* Directive *
Your task is to give the listing below back word for word, pictures excluded.

+ + +

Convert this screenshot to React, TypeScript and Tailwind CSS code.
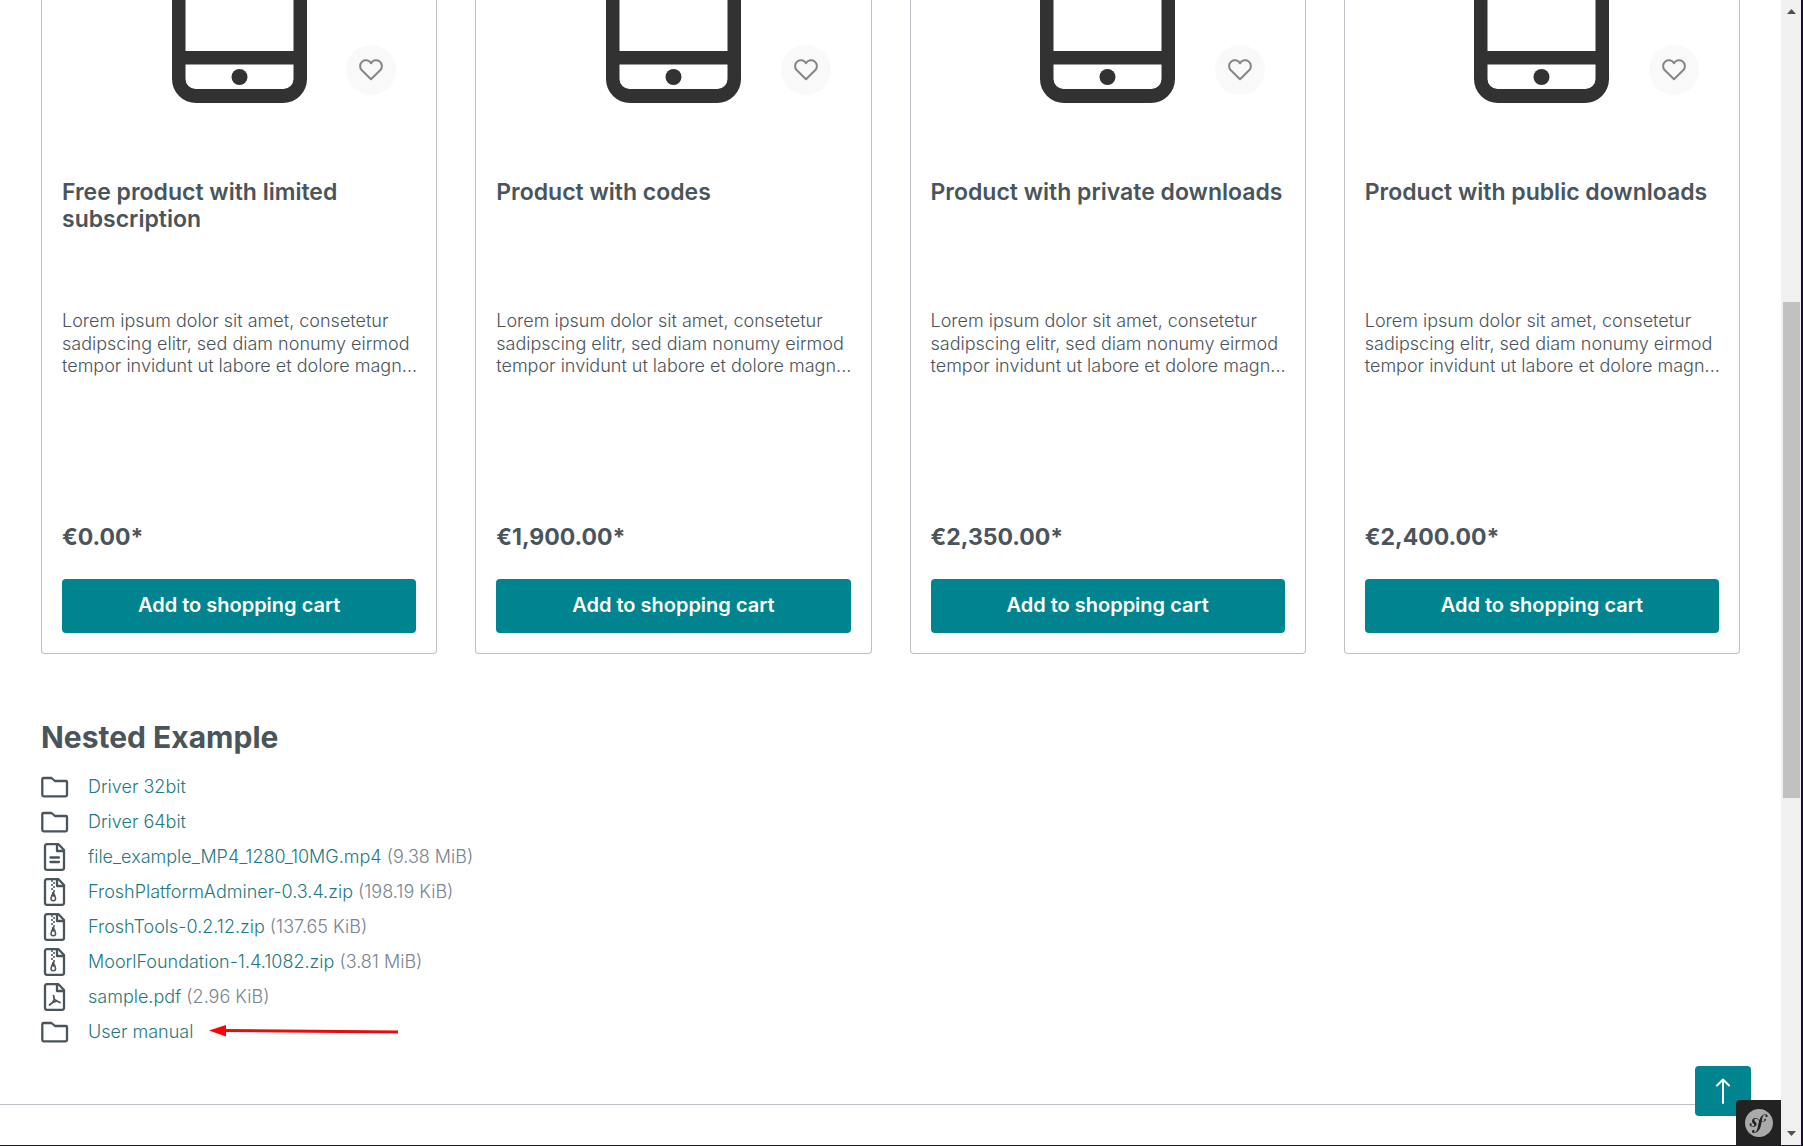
import React from "react";
import { SiSymfony } from "react-icons/si";

type Product = { name: string; price: string };
type FileKind = "folder" | "text" | "zip" | "pdf";
type Entry = { kind: FileKind; name: string; size?: string };

const products: Product[] = [
  { name: "Free product with limited subscription", price: "€0.00*" },
  { name: "Product with codes", price: "€1,900.00*" },
  { name: "Product with private downloads", price: "€2,350.00*" },
  { name: "Product with public downloads", price: "€2,400.00*" },
];

const descriptionLines = [
  "Lorem ipsum dolor sit amet, consetetur",
  "sadipscing elitr, sed diam nonumy eirmod",
  "tempor invidunt ut labore et dolore magn...",
];

const entries: Entry[] = [
  { kind: "folder", name: "Driver 32bit" },
  { kind: "folder", name: "Driver 64bit" },
  { kind: "text", name: "file_example_MP4_1280_10MG.mp4", size: "(9.38 MiB)" },
  { kind: "zip", name: "FroshPlatformAdminer-0.3.4.zip", size: "(198.19 KiB)" },
  { kind: "zip", name: "FroshTools-0.2.12.zip", size: "(137.65 KiB)" },
  { kind: "zip", name: "MoorlFoundation-1.4.1082.zip", size: "(3.81 MiB)" },
  { kind: "pdf", name: "sample.pdf", size: "(2.96 KiB)" },
  { kind: "folder", name: "User manual" },
];

function Phone() {
  return (
    <svg width="135" height="103" viewBox="0 0 135 103" aria-hidden="true">
      <path
        fill="#323232"
        fillRule="evenodd"
        d="M0 0H135V79A24 24 0 0 1 111 103H24A24 24 0 0 1 0 79ZM13.500 0V51H121.500V0ZM13.500 64.500V79A10 10 0 0 0 23.500 89H111.500A10 10 0 0 0 121.500 79V64.500Z"
      />
      <circle cx="67.500" cy="77" r="8" fill="#323232" />
    </svg>
  );
}

function HeartIcon() {
  return (
    <svg width="24" height="24" viewBox="0 0 24 24" fill="none" stroke="#858585" strokeWidth="2" strokeLinejoin="round" aria-hidden="true">
      <path d="M12 5.200C10.200 1.900 6 1.500 3.600 3.200C.8 5.300.3 9.300 2.600 12L12 21.200L21.400 12C23.700 9.300 23.200 5.300 20.400 3.200C18 1.500 13.800 1.900 12 5.200Z" />
    </svg>
  );
}

function EntryIcon({ kind }: { kind: FileKind }) {
  return (
    <svg
      width="28"
      height="28"
      viewBox="0 0 28 28"
      fill="none"
      stroke="#4a545b"
      strokeWidth="2.300"
      strokeLinejoin="round"
      strokeLinecap="round"
      className="shrink-0"
      aria-hidden="true"
    >
      {kind === "folder" ? (
        <path d="M2.600 5H10.500L14 8H25Q26 8 26 9V22Q26 23.300 24.700 23.300H2.600Q1.300 23.300 1.300 22V6.300Q1.300 5 2.600 5Z" />
      ) : (
        <>
          <path d="M5.500 1.200H17.500L23 7V24.800Q23 26.800 21 26.800H6Q4 26.800 4 24.800V3.200Q4 1.200 6 1.200Z" />
          <path d="M16 1.500V8H22.500" />
        </>
      )}
      {kind === "text" && <path d="M9.500 14.500H18M9.500 19H18" />}
      {kind === "zip" && (
        <>
          <path strokeWidth="1.500" strokeLinecap="butt" d="M10 3H12M12 5H14M10 7H12M12 9H14M10 11H12M12 13H14" />
          <path strokeWidth="2.600" d="M12.300 15V17.500" />
          <path strokeWidth="1.500" d="M11 17L10 20.500A2.300 2.300 0 1 0 14.600 20.500L13.600 17" />
        </>
      )}
      {kind === "pdf" && <path strokeWidth="1.700" d="M12.500 12.500L13.300 16.500L11.500 19.500L8.500 22M11.500 19.500L16 18L19 19.500M13.300 16.500L16 18" />}
    </svg>
  );
}

function ProductCard({ product }: { product: Product }) {
  return (
    <article className="min-w-0 rounded-b border border-t-0 border-[#bcc1c7] px-5 pb-5">
      <div className="relative flex justify-center">
        <Phone />
        <button type="button" aria-label="Add to wishlist" className="absolute right-5 bottom-2 grid size-[50px] place-items-center rounded-full bg-[#f9f9f9]">
          <HeartIcon />
        </button>
      </div>
      <h3 className="mt-[76px] h-[131px] text-[23px] leading-[27px] font-semibold">{product.name}</h3>
      <p className="h-[68px] text-lg leading-tight font-light">
        {descriptionLines.map((line) => (
          <span key={line} className="block whitespace-nowrap">
            {line}
          </span>
        ))}
      </p>
      <p className="mt-[144px] text-[23px] leading-[30px] font-bold">{product.price}</p>
      <button type="button" className="mt-[27px] h-[54px] w-full rounded bg-[#00848f] pb-0.5 text-xl font-semibold text-white">
        Add to shopping cart
      </button>
    </article>
  );
}

function Scrollbar() {
  return (
    <div className="flex w-[22px] shrink-0 flex-col border-r-2 border-[#1a0a3a] bg-[#f0f0f0] pr-px pl-0.5" aria-hidden="true">
      <svg width="17" height="24" viewBox="0 0 17 24">
        <path d="M4 14L8.500 9L13 14Z" fill="#505050" />
      </svg>
      <div className="flex-[278]" />
      <div className="flex-[496] bg-[#c1c1c1]" />
      <div className="flex-[323]" />
      <svg width="17" height="24" viewBox="0 0 17 24">
        <path d="M4 10H13L8.500 15Z" fill="#505050" />
      </svg>
    </div>
  );
}

export default function App() {
  return (
    <div className="flex h-screen overflow-hidden border-b border-[#1c1b2b] bg-white font-['Inter',sans-serif] text-[#4a545b]">
      <div className="relative min-w-0 flex-1">
        <main className="px-[41px]">
          <section className="grid grid-cols-4 gap-[38px]">
            {products.map((p) => (
              <ProductCard key={p.name} product={p} />
            ))}
          </section>
          <h2 className="mt-16 text-[30px] leading-[38px] font-bold">Nested Example</h2>
          <ul className="mt-[13px] text-lg font-light">
            {entries.map((e) => (
              <li key={e.name} className="flex h-[35px] items-center">
                <EntryIcon kind={e.kind} />
                <a href="#" className="ml-[19px] text-[#1f7a80]">
                  {e.name}
                </a>
                {e.size && <span className="ml-[5px] text-[#798490]">{e.size}</span>}
                {e.name === "User manual" && (
                  <svg width="190" height="14" viewBox="0 0 190 14" className="ml-4" aria-hidden="true">
                    <path d="M15 5.500L189 7" stroke="#e60d0d" strokeWidth="3" />
                    <path d="M0 5.500L17 0V11.500Z" fill="#ff0000" />
                  </svg>
                )}
              </li>
            ))}
          </ul>
        </main>
        <hr className="mt-[55px] border-[#bcc1c7]" />
        <button type="button" aria-label="Back to top" className="absolute right-[30px] bottom-[29px] grid h-[50px] w-14 place-items-center rounded bg-[#00848f]">
          <svg width="16" height="26" viewBox="0 0 16 26" fill="none" stroke="white" strokeWidth="2" strokeLinecap="round" strokeLinejoin="round" aria-hidden="true">
            <path d="M8 25V1.500M2 7.500L8 1.500L14 7.500" />
          </svg>
        </button>
        <button type="button" aria-label="Open Symfony toolbar" className="absolute right-0 bottom-0 grid size-[45px] place-items-center rounded-tl bg-[#222222] text-[#aaaaaa]">
          <SiSymfony size={28} />
        </button>
      </div>
      <Scrollbar />
    </div>
  );
}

+ + +

* Reply *
Convert this screenshot to React, TypeScript and Tailwind CSS code.
import React from "react";
import { SiSymfony } from "react-icons/si";

type Product = { name: string; price: string };
type FileKind = "folder" | "text" | "zip" | "pdf";
type Entry = { kind: FileKind; name: string; size?: string };

const products: Product[] = [
  { name: "Free product with limited subscription", price: "€0.00*" },
  { name: "Product with codes", price: "€1,900.00*" },
  { name: "Product with private downloads", price: "€2,350.00*" },
  { name: "Product with public downloads", price: "€2,400.00*" },
];

const descriptionLines = [
  "Lorem ipsum dolor sit amet, consetetur",
  "sadipscing elitr, sed diam nonumy eirmod",
  "tempor invidunt ut labore et dolore magn...",
];

const entries: Entry[] = [
  { kind: "folder", name: "Driver 32bit" },
  { kind: "folder", name: "Driver 64bit" },
  { kind: "text", name: "file_example_MP4_1280_10MG.mp4", size: "(9.38 MiB)" },
  { kind: "zip", name: "FroshPlatformAdminer-0.3.4.zip", size: "(198.19 KiB)" },
  { kind: "zip", name: "FroshTools-0.2.12.zip", size: "(137.65 KiB)" },
  { kind: "zip", name: "MoorlFoundation-1.4.1082.zip", size: "(3.81 MiB)" },
  { kind: "pdf", name: "sample.pdf", size: "(2.96 KiB)" },
  { kind: "folder", name: "User manual" },
];

function Phone() {
  return (
    <svg width="135" height="103" viewBox="0 0 135 103" aria-hidden="true">
      <path
        fill="#323232"
        fillRule="evenodd"
        d="M0 0H135V79A24 24 0 0 1 111 103H24A24 24 0 0 1 0 79ZM13.500 0V51H121.500V0ZM13.500 64.500V79A10 10 0 0 0 23.500 89H111.500A10 10 0 0 0 121.500 79V64.500Z"
      />
      <circle cx="67.500" cy="77" r="8" fill="#323232" />
    </svg>
  );
}

function HeartIcon() {
  return (
    <svg width="24" height="24" viewBox="0 0 24 24" fill="none" stroke="#858585" strokeWidth="2" strokeLinejoin="round" aria-hidden="true">
      <path d="M12 5.200C10.200 1.900 6 1.500 3.600 3.200C.8 5.300.3 9.300 2.600 12L12 21.200L21.400 12C23.700 9.300 23.200 5.300 20.400 3.200C18 1.500 13.800 1.900 12 5.200Z" />
    </svg>
  );
}

function EntryIcon({ kind }: { kind: FileKind }) {
  return (
    <svg
      width="28"
      height="28"
      viewBox="0 0 28 28"
      fill="none"
      stroke="#4a545b"
      strokeWidth="2.300"
      strokeLinejoin="round"
      strokeLinecap="round"
      className="shrink-0"
      aria-hidden="true"
    >
      {kind === "folder" ? (
        <path d="M2.600 5H10.500L14 8H25Q26 8 26 9V22Q26 23.300 24.700 23.300H2.600Q1.300 23.300 1.300 22V6.300Q1.300 5 2.600 5Z" />
      ) : (
        <>
          <path d="M5.500 1.200H17.500L23 7V24.800Q23 26.800 21 26.800H6Q4 26.800 4 24.800V3.200Q4 1.200 6 1.200Z" />
          <path d="M16 1.500V8H22.500" />
        </>
      )}
      {kind === "text" && <path d="M9.500 14.500H18M9.500 19H18" />}
      {kind === "zip" && (
        <>
          <path strokeWidth="1.500" strokeLinecap="butt" d="M10 3H12M12 5H14M10 7H12M12 9H14M10 11H12M12 13H14" />
          <path strokeWidth="2.600" d="M12.300 15V17.500" />
          <path strokeWidth="1.500" d="M11 17L10 20.500A2.300 2.300 0 1 0 14.600 20.500L13.600 17" />
        </>
      )}
      {kind === "pdf" && <path strokeWidth="1.700" d="M12.500 12.500L13.300 16.500L11.500 19.500L8.500 22M11.500 19.500L16 18L19 19.500M13.300 16.500L16 18" />}
    </svg>
  );
}

function ProductCard({ product }: { product: Product }) {
  return (
    <article className="min-w-0 rounded-b border border-t-0 border-[#bcc1c7] px-5 pb-5">
      <div className="relative flex justify-center">
        <Phone />
        <button type="button" aria-label="Add to wishlist" className="absolute right-5 bottom-2 grid size-[50px] place-items-center rounded-full bg-[#f9f9f9]">
          <HeartIcon />
        </button>
      </div>
      <h3 className="mt-[76px] h-[131px] text-[23px] leading-[27px] font-semibold">{product.name}</h3>
      <p className="h-[68px] text-lg leading-tight font-light">
        {descriptionLines.map((line) => (
          <span key={line} className="block whitespace-nowrap">
            {line}
          </span>
        ))}
      </p>
      <p className="mt-[144px] text-[23px] leading-[30px] font-bold">{product.price}</p>
      <button type="button" className="mt-[27px] h-[54px] w-full rounded bg-[#00848f] pb-0.5 text-xl font-semibold text-white">
        Add to shopping cart
      </button>
    </article>
  );
}

function Scrollbar() {
  return (
    <div className="flex w-[22px] shrink-0 flex-col border-r-2 border-[#1a0a3a] bg-[#f0f0f0] pr-px pl-0.5" aria-hidden="true">
      <svg width="17" height="24" viewBox="0 0 17 24">
        <path d="M4 14L8.500 9L13 14Z" fill="#505050" />
      </svg>
      <div className="flex-[278]" />
      <div className="flex-[496] bg-[#c1c1c1]" />
      <div className="flex-[323]" />
      <svg width="17" height="24" viewBox="0 0 17 24">
        <path d="M4 10H13L8.500 15Z" fill="#505050" />
      </svg>
    </div>
  );
}

export default function App() {
  return (
    <div className="flex h-screen overflow-hidden border-b border-[#1c1b2b] bg-white font-['Inter',sans-serif] text-[#4a545b]">
      <div className="relative min-w-0 flex-1">
        <main className="px-[41px]">
          <section className="grid grid-cols-4 gap-[38px]">
            {products.map((p) => (
              <ProductCard key={p.name} product={p} />
            ))}
          </section>
          <h2 className="mt-16 text-[30px] leading-[38px] font-bold">Nested Example</h2>
          <ul className="mt-[13px] text-lg font-light">
            {entries.map((e) => (
              <li key={e.name} className="flex h-[35px] items-center">
                <EntryIcon kind={e.kind} />
                <a href="#" className="ml-[19px] text-[#1f7a80]">
                  {e.name}
                </a>
                {e.size && <span className="ml-[5px] text-[#798490]">{e.size}</span>}
                {e.name === "User manual" && (
                  <svg width="190" height="14" viewBox="0 0 190 14" className="ml-4" aria-hidden="true">
                    <path d="M15 5.500L189 7" stroke="#e60d0d" strokeWidth="3" />
                    <path d="M0 5.500L17 0V11.500Z" fill="#ff0000" />
                  </svg>
                )}
              </li>
            ))}
          </ul>
        </main>
        <hr className="mt-[55px] border-[#bcc1c7]" />
        <button type="button" aria-label="Back to top" className="absolute right-[30px] bottom-[29px] grid h-[50px] w-14 place-items-center rounded bg-[#00848f]">
          <svg width="16" height="26" viewBox="0 0 16 26" fill="none" stroke="white" strokeWidth="2" strokeLinecap="round" strokeLinejoin="round" aria-hidden="true">
            <path d="M8 25V1.500M2 7.500L8 1.500L14 7.500" />
          </svg>
        </button>
        <button type="button" aria-label="Open Symfony toolbar" className="absolute right-0 bottom-0 grid size-[45px] place-items-center rounded-tl bg-[#222222] text-[#aaaaaa]">
          <SiSymfony size={28} />
        </button>
      </div>
      <Scrollbar />
    </div>
  );
}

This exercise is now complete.